I've been following the Ohio Republican Senate primary with interest because it really feels like a dance-off between two jerks with no rhythm. J.D. Vance is an appalling try-hard, no question, what with tut-tutting the child-free and musing over the ridonk boss Tweets Trump would make in the wake of an actually human person being tragically killed in an accident with liberal Alec Baldwin involved. Because of course, Trump is known for making comments that aren't at all disrespectful, unkind, or outright hurtful. (I mean wait--he is: why do we need that right now, exactly? While people are actually shocked and grieving? To own libs? Or because the faithful need callouses to build up over their human-feeling parts so they can sink still further into deplorability?)
But Josh Mandel is a special little culture warrior, and from his bunker (under, I presume, freedom's anti-vax cornfield) is suggesting libs (they!) hate "normal Americans" for eating meat (my husband is a meat cutter--I learned that vegetarianism interfered with my drinking so I had to give it up), having babies, guns (I just recommend keeping the babies and the guns in separate spaces is all, we have guns) and for some weird reason, hashtag bitcoin.
Oh man, I really hate hashtag bitcoin. It's the woooooorst. Hyping assorted forms of funny money that real people invest actual money in feels like a really grifty economics LARP to me. But I see Mandel is committing to his bit, and his bytes.
Look, I don't know that his post is supposed to be some kind of Red Dawn survivalist fantasizing, but it really comes off that way. So, first off, babies, useless in a crisis. Actually require total hands on care. Can't shoot straight or even shit where you want them to. They're really like a status item for people whose shit has not actually hit the fan. Where are you putting diapers in a bunker situation, or how are you even cleaning them? In case of apocalypse, please consider family planning for the post-apocalypse.
Your meat in the freezer is great, if your electrical grid is working. Otherwise you might want to sort out how to do pemmican or other dried or smoked preparations. Obviously, big vat o'dried shit is going to be worthless because one of the first things to go, if not the internet or electric grid, will be access to potable water at all, let alone clean water to cook extremely dehydrated stuff with.

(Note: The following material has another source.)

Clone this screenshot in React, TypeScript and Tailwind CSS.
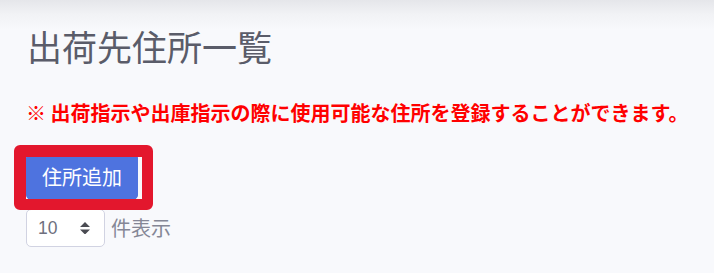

But if your money is in bitcoin, I'm afraid you builded your house upon sand, because even if your internet connection somehow works in case everything else has turned to liquid shit, what are you exchanging that for, when really clever people would have invested in canning, pickling, distilling, can openers, and assorted water filtration systems? Please accept my digital pretend money in exchange for a jar of pickled beets, which you can not really use, but might be able to exchange with another person who has a functional internet connection because of course none of those trust systems have broken down.
But before the worst-case scenario, one thing actual not fucked in the head people would do is invest in good government made of for and by the people that ensures that things like the lights and internet and water stay good, and resist actual wars or apocalypse-bearing shit because they are bad, and just like our cavepeople ancestors, we would require collective action to endure.
So go ahead and have meat, guns, babies, bitcoin, whatever. I don't care. I just don't understand what the significance is. I don't hate it. But it's very weird signifying. And I find Mandel really weird.
2 comments:
I used to harp about how everybody's all hot for revolution but no one has any idea what to do on the other side of one but ... Cassandra's Grandson, got tired of nobody listenin' and quit. Appears, however, to my delight, to be a double-edged sword.
I thought Red Dawn the First was a great training exercise. At the time sitting quietly on a sack of seeds as my neighbors were making damned fools of themselves wallowing in the national spotlight, raising four kids alone sixty miles out of Missoula Montana, teens and tweens ... I told 'em "kids! this is not how you do it."
Can't speak to the Second other than I've been in and out of Seattle since I was a twelve year old runaway ~ 1967 ~ and uhh, I just don't think Seattle is where The Revolution is going to down.
A friend once told me, "You never get the revolution you wanted", based, I suppose, on their read of history. It's sounds right to me.